Martha Thomases, Media Goddess, is in fact younger than springtime.
Martha Thomses
August 27, 2011 - 10:41 am
Alas, the hurricane wrecked our plans. I hope that is the worst thing that happens. We will have to find different kinds of rides.
Tom Brucker
August 27, 2011 - 12:25 pm
You could go to the top of a tall building and experience the sway. If you had tall boots you could both go wading.
Howard Cruse
August 27, 2011 - 12:49 pm
Hey! Kite-flying time? (Do they make waterproof kites?)
Whitney
August 27, 2011 - 12:57 pm
Come Tuesday, I expect that you and your husband will be able to celebrate another unexpected adventure.
Prayers are lifted up to the heavens on your behalf, Mama Martha. Let us know how you weather the storm!
Jenny
August 27, 2011 - 3:48 pm
You might want to postpone the hot air balloon ride.
What are your plans? Stay safe, and won’t you have stories.
Jenny
Elizabeth
August 27, 2011 - 5:10 pm
Martha,
Stay safe in the storm and wish J. a “Happy Birthday” for me.
Elizabeth
pennie
August 27, 2011 - 5:32 pm
So sorry a blast of hot air and water had to spoil your plans hon. Happy Birthday John. You can always find a fun and inventive celebration.
And thank you Martha for helping me celebrate John’s birthday with that amazingly soft and lovely merino Janis Joplin wild women of history rainbow colored scarf. I am the envy of most of the the girls of Michigan (who retain teeth) and all points south.
Ed
August 27, 2011 - 5:40 pm
Tell John to have a fun birthday.
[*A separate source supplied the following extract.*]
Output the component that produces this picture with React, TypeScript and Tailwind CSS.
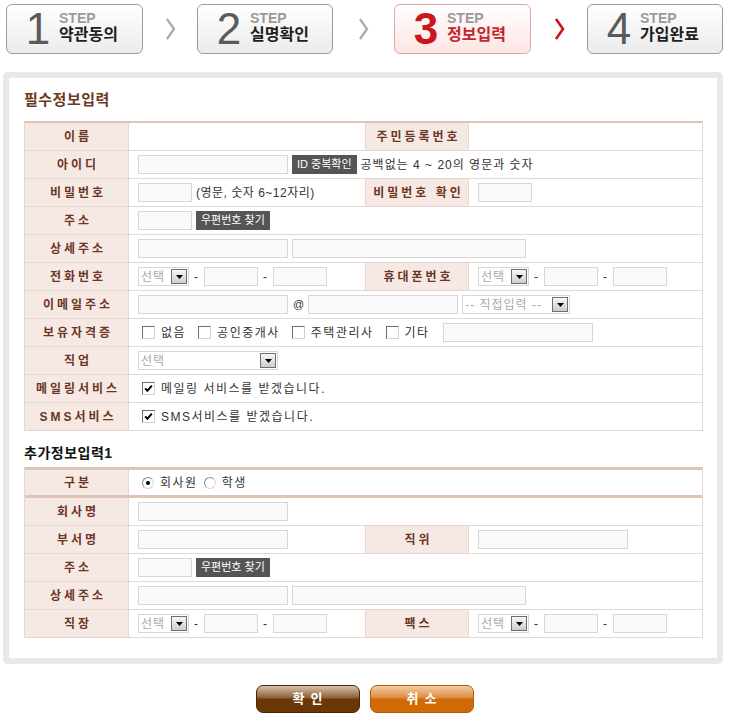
import React from "react";

const F = "font-['Liberation_Sans','Noto_Sans_CJK_KR',sans-serif]";

function Chevron({ red }: { red?: boolean }) {
  return (
    <svg width="11" height="22" viewBox="0 0 11 22">
      <polyline
        points="2,1 9,11 2,21"
        fill="none"
        stroke={red ? "#c8171e" : "#a9a9a9"}
        strokeWidth={red ? 2.6 : 2.2}
      />
    </svg>
  );
}

function Step({
  n,
  label,
  w,
  active,
}: {
  n: string;
  label: string;
  w: string;
  active?: boolean;
}) {
  return (
    <div
      className={`${w} h-[50px] shrink-0 rounded-[6px] border flex items-start ${
        active
          ? "border-[#e4a4a4] bg-[linear-gradient(to_bottom,#ffffff,#fde4e4)]"
          : "border-[#9c9c9c] bg-[linear-gradient(to_bottom,#ffffff,#ebebeb)]"
      }`}
    >
      <div
        className={`ml-[12px] w-[38px] h-[48px] flex items-center justify-center text-[44px] leading-none ${
          active ? "font-bold text-[#c8171e]" : "text-[#5a5a5a]"
        }`}
      >
        {n}
      </div>
      <div className="ml-[2px] pt-[6px] flex flex-col">
        <span className="text-[14px] leading-[14px] font-bold text-[#9a9a9a]">STEP</span>
        <span
          className={`text-[16px] leading-[19px] font-bold ${
            active ? "text-[#c4262b]" : "text-[#1e1e1e]"
          }`}
        >
          {label}
        </span>
      </div>
    </div>
  );
}

function Header() {
  return (
    <div className="flex items-start pt-[4px] pl-[6px]">
      <Step n="1" label="약관동의" w="w-[137px]" />
      <div className="w-[54px] h-[50px] flex items-center justify-center">
        <Chevron />
      </div>
      <Step n="2" label="실명확인" w="w-[136px]" />
      <div className="w-[61px] h-[50px] flex items-center justify-center">
        <Chevron />
      </div>
      <Step n="3" label="정보입력" w="w-[137px]" active />
      <div className="w-[56px] h-[50px] flex items-center justify-center">
        <Chevron red />
      </div>
      <Step n="4" label="가입완료" w="w-[136px]" />
    </div>
  );
}

function Input({ w }: { w: string }) {
  return <div className={`${w} h-[19px] shrink-0 border border-[#d7d7d7] bg-[#fafafa]`} />;
}

function Arrow() {
  return (
    <div className="w-[16px] h-[15px] shrink-0 border border-[#6f6f6f] bg-[linear-gradient(to_bottom,#f7f7f7,#cdcdcd)] flex items-center justify-center">
      <svg width="7" height="4" viewBox="0 0 7 4">
        <path d="M0 0h7L3.5 4z" fill="#000" />
      </svg>
    </div>
  );
}

function Select({ w, text }: { w: string; text: string }) {
  return (
    <div
      className={`${w} h-[19px] shrink-0 border border-[#d7d7d7] bg-white flex items-center justify-between pl-[2px] pr-px`}
    >
      <span className="text-[12px] leading-none text-[#a9a9a9] tracking-[1px] whitespace-nowrap">{text}</span>
      <Arrow />
    </div>
  );
}

function Btn({ children }: { children: React.ReactNode }) {
  return (
    <div className="h-[19px] shrink-0 bg-[#555555] text-white text-[11px] leading-[19px] px-[5px] whitespace-nowrap">
      {children}
    </div>
  );
}

function Check({ checked }: { checked?: boolean }) {
  return (
    <div className="w-[13px] h-[13px] shrink-0 border border-t-[#6e6e6e] border-l-[#6e6e6e] border-r-[#d2d2d2] border-b-[#d2d2d2] bg-white flex items-center justify-center">
      {checked && (
        <svg width="9" height="9" viewBox="0 0 8 8">
          <path d="M1 3.8 L3 6 L7 1.5" stroke="#000" strokeWidth="1.7" fill="none" />
        </svg>
      )}
    </div>
  );
}

function Radio({ checked }: { checked?: boolean }) {
  return (
    <div className="w-[12px] h-[12px] shrink-0 rounded-full border border-t-[#8a8a8a] border-l-[#8a8a8a] border-r-[#d6d6d6] border-b-[#d6d6d6] bg-white flex items-center justify-center">
      {checked && <div className="w-[4px] h-[4px] rounded-full bg-black" />}
    </div>
  );
}

function Dash() {
  return <span className="mx-[5px] text-[12px] text-[#333]">-</span>;
}

function Th({ children, side }: { children: React.ReactNode; side?: boolean }) {
  return (
    <div
      className={`w-[104px] shrink-0 bg-[#f6e9e3] flex items-center justify-center pl-[3px] text-[12px] font-bold tracking-[3px] text-[#6b3526] border-r border-[#e6d8d1] whitespace-nowrap ${
        side ? "border-l" : ""
      }`}
    >
      {children}
    </div>
  );
}

function Td({ children, w, pl }: { children?: React.ReactNode; w?: string; pl?: string }) {
  return (
    <div
      className={`${w ?? "flex-1"} flex items-center ${pl ?? "pl-[9px]"} text-[12px] text-[#333] tracking-[1px] whitespace-nowrap`}
    >
      {children}
    </div>
  );
}

function Row({ children, cls }: { children: React.ReactNode; cls?: string }) {
  return <div className={`flex h-[28px] border-b border-[#e6d8d1] ${cls ?? ""}`}>{children}</div>;
}

function PhoneGroup() {
  return (
    <>
      <Select w="w-[51px]" text="선택" />
      <Dash />
      <Input w="w-[54px]" />
      <Dash />
      <Input w="w-[54px]" />
    </>
  );
}

function Opt({ label, checked, first }: { label: string; checked?: boolean; first?: boolean }) {
  return (
    <div className={`flex items-center ${first ? "" : "ml-[12px]"}`}>
      <Check checked={checked} />
      <span className="ml-[6px] tracking-[1.5px]">{label}</span>
    </div>
  );
}

export default function App() {
  return (
    <div className={`w-[729px] h-[719px] bg-white ${F} text-[12px] text-[#333]`}>
      <Header />

      <div className="ml-[3px] mt-[18px] w-[720px] h-[592px] border-[6px] border-[#e8e8e8] rounded-[5px] pl-[15px] pr-[14px] pt-[14px]">
        <h2 className="h-[16px] text-[15px] leading-[16px] font-bold text-[#6b3a1e] tracking-[0.5px]">
          필수정보입력
        </h2>

        <div className="mt-[13px] border-t-2 border-t-[#dfc4b6] border-x border-x-[#e6d8d1]">
          <Row>
            <Th>이름</Th>
            <Td w="w-[236px]" />
            <Th side>주민등록번호</Th>
            <Td />
          </Row>
          <Row>
            <Th>아이디</Th>
            <Td>
              <Input w="w-[150px]" />
              <div className="ml-[4px] tracking-normal">
                <Btn>ID 중복확인</Btn>
              </div>
              <span className="ml-[4px]">공백없는 4 ~ 20의 영문과 숫자</span>
            </Td>
          </Row>
          <Row>
            <Th>비밀번호</Th>
            <Td w="w-[236px]">
              <Input w="w-[54px]" />
              <span className="ml-[4px] tracking-[0.5px]">(영문, 숫자 6~12자리)</span>
            </Td>
            <Th side>비밀번호 확인</Th>
            <Td>
              <Input w="w-[54px]" />
            </Td>
          </Row>
          <Row>
            <Th>주소</Th>
            <Td>
              <Input w="w-[54px]" />
              <div className="ml-[4px] tracking-normal">
                <Btn>우편번호 찾기</Btn>
              </div>
            </Td>
          </Row>
          <Row>
            <Th>상세주소</Th>
            <Td>
              <Input w="w-[150px]" />
              <div className="ml-[4px]">
                <Input w="w-[234px]" />
              </div>
            </Td>
          </Row>
          <Row>
            <Th>전화번호</Th>
            <Td w="w-[236px]">
              <PhoneGroup />
            </Td>
            <Th side>휴대폰번호</Th>
            <Td>
              <PhoneGroup />
            </Td>
          </Row>
          <Row>
            <Th>이메일주소</Th>
            <Td>
              <Input w="w-[150px]" />
              <span className="ml-[5px] mr-[4px] text-[11px] tracking-normal">@</span>
              <Input w="w-[150px]" />
              <div className="ml-[4px]">
                <Select w="w-[108px]" text="-- 직접입력 --" />
              </div>
            </Td>
          </Row>
          <Row>
            <Th>보유자격증</Th>
            <Td pl="pl-[13px]">
              <Opt label="없음" first />
              <Opt label="공인중개사" />
              <Opt label="주택관리사" />
              <Opt label="기타" />
              <div className="ml-[13px]">
                <Input w="w-[150px]" />
              </div>
            </Td>
          </Row>
          <Row>
            <Th>직업</Th>
            <Td>
              <Select w="w-[140px]" text="선택" />
            </Td>
          </Row>
          <Row>
            <Th>메일링서비스</Th>
            <Td pl="pl-[13px]">
              <Opt label="메일링 서비스를 받겠습니다." checked first />
            </Td>
          </Row>
          <Row>
            <Th>SMS서비스</Th>
            <Td pl="pl-[13px]">
              <Opt label="SMS서비스를 받겠습니다." checked first />
            </Td>
          </Row>
        </div>

        <h3 className="mt-[14px] h-[16px] text-[14px] leading-[16px] font-bold text-[#111] tracking-[0.5px]">
          추가정보입력1
        </h3>

        <div className="mt-[6px] border-t-[3px] border-t-[#dfc4b6] border-x border-x-[#e6d8d1]">
          <div className="flex h-[28px] border-b-[3px] border-[#dfc4b6]">
            <Th>구분</Th>
            <Td pl="pl-[13px]">
              <Radio checked />
              <span className="ml-[6px] tracking-[1.5px]">회사원</span>
              <div className="ml-[6px]">
                <Radio />
              </div>
              <span className="ml-[6px] tracking-[1.5px]">학생</span>
            </Td>
          </div>
          <Row>
            <Th>회사명</Th>
            <Td>
              <Input w="w-[150px]" />
            </Td>
          </Row>
          <Row>
            <Th>부서명</Th>
            <Td w="w-[236px]">
              <Input w="w-[150px]" />
            </Td>
            <Th side>직위</Th>
            <Td>
              <Input w="w-[150px]" />
            </Td>
          </Row>
          <Row>
            <Th>주소</Th>
            <Td>
              <Input w="w-[54px]" />
              <div className="ml-[4px] tracking-normal">
                <Btn>우편번호 찾기</Btn>
              </div>
            </Td>
          </Row>
          <Row>
            <Th>상세주소</Th>
            <Td>
              <Input w="w-[150px]" />
              <div className="ml-[4px]">
                <Input w="w-[234px]" />
              </div>
            </Td>
          </Row>
          <Row>
            <Th>직장</Th>
            <Td w="w-[236px]">
              <PhoneGroup />
            </Td>
            <Th side>팩스</Th>
            <Td>
              <PhoneGroup />
            </Td>
          </Row>
        </div>
      </div>

      <div className="mt-[21px] flex justify-center gap-[10px]">
        <div className="w-[104px] h-[28px] rounded-[7px] border border-[#4a2404] bg-[linear-gradient(to_bottom,#d9c2ad_0%,#8d5e34_46%,#6a3806_50%,#6a3806_100%)] flex items-center justify-center pl-[6px] text-[13px] font-bold tracking-[6px] text-white">
          확인
        </div>
        <div className="w-[104px] h-[28px] rounded-[7px] border border-[#b25a04] bg-[linear-gradient(to_bottom,#f3cda8_0%,#dc8a3c_46%,#d06a04_50%,#d06a04_100%)] flex items-center justify-center pl-[6px] text-[13px] font-bold tracking-[6px] text-white">
          취소
        </div>
      </div>
    </div>
  );
}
That shouldn’t be too hard in NYC.
Not only were Andy Hardy’s clothes exceptional, but he … shall I say … he wore them well. I thought he was hot.
As for whether the Hardys were “supposed to be” the model family, you’d have to ask yourself, Supposed by whom? The people who actually wrote and filmed those movies surely knew families weren’t like that. I’d guess most adults who went to see those movies when they were new probably knew real life wasn’t like that. Individual kids growing up, I suppose, could have been affect negatively by feeling their family didn’t live up to “expectations” (as some of us did growing up with Mrs. Cleaver) — until they grew old enough to make fun of it (as we do).
Martha Thomses
August 27, 2011 - 7:05 pm
@Pennie: ehhhh! Everybody will want one!
mike weber
August 27, 2011 - 10:42 pm
I read Stone Soup, and i realise that i am older than Evvie – who is Val and Joan’s mother, Holly and Alix’s grandmother…
My mother has great-grandchildren. Granted, i am not Helen’s father, but i am definitely Maggie and Vellie’s Grandmike… (I’m certainly old enough to be twenty-seven-year-old Helen’s father.)
I still remember when i turned forty – got a card from my mother on which she had written: “I don’t mind being a senior citizen – but i refuse to accept that I could have middle-aged children!”
I’m two years younger right now than she was when she wrote that…
Have you ever heard Waylon sing Shel Silverstein’s “Time”? It ends “But they’re tearin’ down buildings that I watched them build – Time … just time.”
R. Maheras
August 28, 2011 - 1:03 am
I walked past a vintage store near UCLA a couple of days ago, and the window display had 1980s stuff in it. The realization struck me like a cattle prod: Vintage stores used to have stuff in it from the 1960s or earlier. But the 19-frickin’-80s?
But after thinking about it for a few seconds, I realized that Rapper’s Delight came out in 1979, so if you were 18 year old when hip hop started, you’d be hitting the Big 5-0 this year.
I’m o-l-d, old!
mike weber
August 28, 2011 - 10:27 pm
I be go to hell.
I remembered wrong – it’s Bobby Bare, not Waylon.
mike weber
August 28, 2011 - 10:32 pm
Of course, here’s Waylon‘s “I’m old ohmighod!” song from the same album – also by Shel (all the songs on it are).
mike weber
August 28, 2011 - 10:39 pm
And one more Silverstein song by the Old Dogs that points out that, as Pogo once observed, “No one gets out alive nohow” … so you might as well enjoy it while you got it.